The “white label” terminology originates from the music industry, more specifically from the time of vinyl records. At the promo stage, vinyl disks were produced without the commercial label bearing the usual logo and copyright details, and there was instead a blank white disk in that space. Such anonymized records were used to send to producers or test if an audience liked a new song without disclosing the artist’s identity.

White labeling later became a common term most often used in the retail sphere to describe products that were produced by one company and then sold to another company that put its own brand on the product and marketed the product as its own; for example, supermarkets that place their own branding on mass-produced generic goods and market them as “store brand” while not being involved in the manufacturing.

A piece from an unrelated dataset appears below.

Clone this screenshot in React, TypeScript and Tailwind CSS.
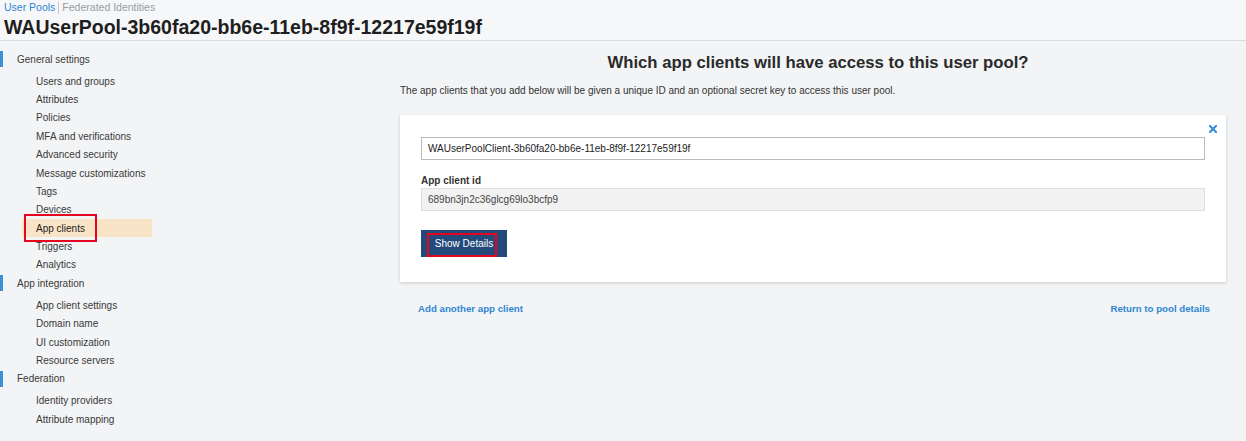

White labeling is also often seen in home appliances and electronics. White labels generally appeal to consumers not through the unique features of the product itself but through their visual identity, positioning of the brand, packaging, and marketing strategy, among other factors that form the customer experience.

Finally, white labeling has also become popular in informational technologies and communications businesses. In principle, it is similar to the licensing of an off-the-shelf product, but the licensee is permitted to use its own brand and logo on the product and present the software as their own to the end-users, almost the opposite of franchising. So, are we speaking of another apparently selfless way to commercialize technology here? Let’s look at the details.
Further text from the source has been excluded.